When contacted by SiN, Bruce Bilson declined to address questions relating to whether the sudden rise in ATO-initiated wind-ups was related to the small business initiatives announced in last week's budget.

"As part of the 2015-16 Budget, the Government has provided $130.9 million over four years to deliver an improved experience for clients in their dealings with the ATO, " the Minister said.

"This will fund three foundational initiatives to improve the ATO’s digital capabilities and will support the Government’s commitment to reduce red tape."

Initiatives aside, there's no doubting a crackdown on indebtedness is warranted.

Total outstanding debts owing to the ATO rose from $14.5 billion in 2009/10 to $19.5 billion last financial year. More than $12 billion of that is owed by SMEs.
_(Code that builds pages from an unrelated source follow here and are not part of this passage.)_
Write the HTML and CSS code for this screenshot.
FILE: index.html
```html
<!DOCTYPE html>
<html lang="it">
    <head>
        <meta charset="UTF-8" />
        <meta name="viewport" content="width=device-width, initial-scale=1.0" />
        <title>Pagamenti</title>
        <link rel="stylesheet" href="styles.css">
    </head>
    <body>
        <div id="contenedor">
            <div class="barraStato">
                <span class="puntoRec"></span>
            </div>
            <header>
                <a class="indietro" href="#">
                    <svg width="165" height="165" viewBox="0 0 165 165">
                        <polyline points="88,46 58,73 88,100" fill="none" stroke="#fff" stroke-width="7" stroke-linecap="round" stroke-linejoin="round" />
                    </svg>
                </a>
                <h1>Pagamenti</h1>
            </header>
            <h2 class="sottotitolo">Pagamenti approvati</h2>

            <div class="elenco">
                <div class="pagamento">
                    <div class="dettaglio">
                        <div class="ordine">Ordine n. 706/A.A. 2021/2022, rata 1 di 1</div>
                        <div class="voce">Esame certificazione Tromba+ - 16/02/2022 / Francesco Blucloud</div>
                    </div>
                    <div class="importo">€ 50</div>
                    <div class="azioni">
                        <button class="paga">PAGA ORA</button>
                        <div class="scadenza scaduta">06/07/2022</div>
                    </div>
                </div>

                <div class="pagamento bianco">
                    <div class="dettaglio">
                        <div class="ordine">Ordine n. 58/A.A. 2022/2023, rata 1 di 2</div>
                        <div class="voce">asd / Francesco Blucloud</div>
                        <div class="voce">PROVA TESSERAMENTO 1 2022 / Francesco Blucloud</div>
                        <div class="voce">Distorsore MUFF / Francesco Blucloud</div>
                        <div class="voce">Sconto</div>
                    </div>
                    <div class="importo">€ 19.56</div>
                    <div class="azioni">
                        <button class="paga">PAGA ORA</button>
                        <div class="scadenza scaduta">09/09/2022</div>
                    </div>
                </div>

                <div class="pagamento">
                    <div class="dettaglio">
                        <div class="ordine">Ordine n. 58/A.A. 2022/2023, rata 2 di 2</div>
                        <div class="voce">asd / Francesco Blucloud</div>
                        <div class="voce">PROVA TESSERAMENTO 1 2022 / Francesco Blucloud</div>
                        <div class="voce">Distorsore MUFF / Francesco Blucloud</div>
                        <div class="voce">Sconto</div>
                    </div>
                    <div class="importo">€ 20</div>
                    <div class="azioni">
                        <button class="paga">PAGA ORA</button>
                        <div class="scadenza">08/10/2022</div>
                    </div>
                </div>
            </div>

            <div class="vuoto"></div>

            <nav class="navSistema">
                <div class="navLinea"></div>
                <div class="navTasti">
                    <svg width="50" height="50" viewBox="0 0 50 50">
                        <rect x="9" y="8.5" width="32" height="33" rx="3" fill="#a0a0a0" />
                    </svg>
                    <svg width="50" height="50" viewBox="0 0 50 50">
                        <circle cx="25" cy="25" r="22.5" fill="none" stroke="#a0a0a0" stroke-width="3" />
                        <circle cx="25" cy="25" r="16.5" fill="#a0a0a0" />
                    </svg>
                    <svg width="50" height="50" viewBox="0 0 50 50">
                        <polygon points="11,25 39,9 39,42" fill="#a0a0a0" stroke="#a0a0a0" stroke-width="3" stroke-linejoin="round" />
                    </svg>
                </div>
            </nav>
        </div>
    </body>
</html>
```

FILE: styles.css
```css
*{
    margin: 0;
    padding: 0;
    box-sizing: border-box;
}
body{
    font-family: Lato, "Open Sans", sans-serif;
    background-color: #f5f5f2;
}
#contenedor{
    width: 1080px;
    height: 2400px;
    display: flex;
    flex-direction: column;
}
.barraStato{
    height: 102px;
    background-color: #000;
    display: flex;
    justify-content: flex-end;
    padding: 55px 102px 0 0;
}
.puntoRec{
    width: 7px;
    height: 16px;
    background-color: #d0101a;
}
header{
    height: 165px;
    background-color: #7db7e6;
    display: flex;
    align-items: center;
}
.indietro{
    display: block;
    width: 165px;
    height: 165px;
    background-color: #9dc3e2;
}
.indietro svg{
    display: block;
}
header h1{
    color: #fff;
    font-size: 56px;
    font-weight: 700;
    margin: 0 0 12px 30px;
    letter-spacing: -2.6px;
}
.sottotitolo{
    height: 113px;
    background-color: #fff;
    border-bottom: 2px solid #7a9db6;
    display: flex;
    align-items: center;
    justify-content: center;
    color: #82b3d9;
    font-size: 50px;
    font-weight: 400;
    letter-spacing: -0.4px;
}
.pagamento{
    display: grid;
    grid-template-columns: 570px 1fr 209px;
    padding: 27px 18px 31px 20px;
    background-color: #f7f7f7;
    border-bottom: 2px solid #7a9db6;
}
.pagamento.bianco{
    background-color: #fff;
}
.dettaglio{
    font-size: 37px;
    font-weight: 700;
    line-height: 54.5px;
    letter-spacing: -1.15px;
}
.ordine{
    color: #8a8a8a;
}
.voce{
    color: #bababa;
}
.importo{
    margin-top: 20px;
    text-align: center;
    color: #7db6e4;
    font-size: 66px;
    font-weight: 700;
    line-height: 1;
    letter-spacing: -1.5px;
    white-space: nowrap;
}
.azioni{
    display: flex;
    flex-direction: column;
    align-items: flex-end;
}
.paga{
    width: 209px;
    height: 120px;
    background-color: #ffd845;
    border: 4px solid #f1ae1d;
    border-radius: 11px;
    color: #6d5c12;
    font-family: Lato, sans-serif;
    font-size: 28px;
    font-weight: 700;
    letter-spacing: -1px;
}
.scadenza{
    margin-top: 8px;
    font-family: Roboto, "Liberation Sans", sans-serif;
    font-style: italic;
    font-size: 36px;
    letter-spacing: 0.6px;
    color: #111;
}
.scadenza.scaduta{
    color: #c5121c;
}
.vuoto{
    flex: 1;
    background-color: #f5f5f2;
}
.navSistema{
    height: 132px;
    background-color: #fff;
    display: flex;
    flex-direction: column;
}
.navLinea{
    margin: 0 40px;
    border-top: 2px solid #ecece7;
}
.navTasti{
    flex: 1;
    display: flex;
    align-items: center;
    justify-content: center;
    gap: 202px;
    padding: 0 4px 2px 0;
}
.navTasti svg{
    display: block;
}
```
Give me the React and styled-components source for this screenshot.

And the ATO’s own numbers indicate that whilst total wind-up applications have been falling since the 2011/12 peak of 1,555 out of a total of 10,818, the ATO’s share is increasing.

By 2013/14, ATO filings had eased to 1,333 but total applications had also fallen, from 11,192 in 2012/13 to 9,916 in 2013/14.

In 2009/10 the ATO - under instruction from then treasurer Wayne Swan to go soft - filed just 493 applications.

Jamieson Louttit believes the sharp increase is budget related. "It happened in July last year after the budget," he said.

"Shortly after June 30 there was a surge in winding up applications from the ATO. It tapered off very quickly though, probably because they realised there were too many.

"The spiralling numbers of wind-up notices are a real pressure point on small businesses which is the sector under pressure at the moment. Big businesses haven't gone belly up in a while."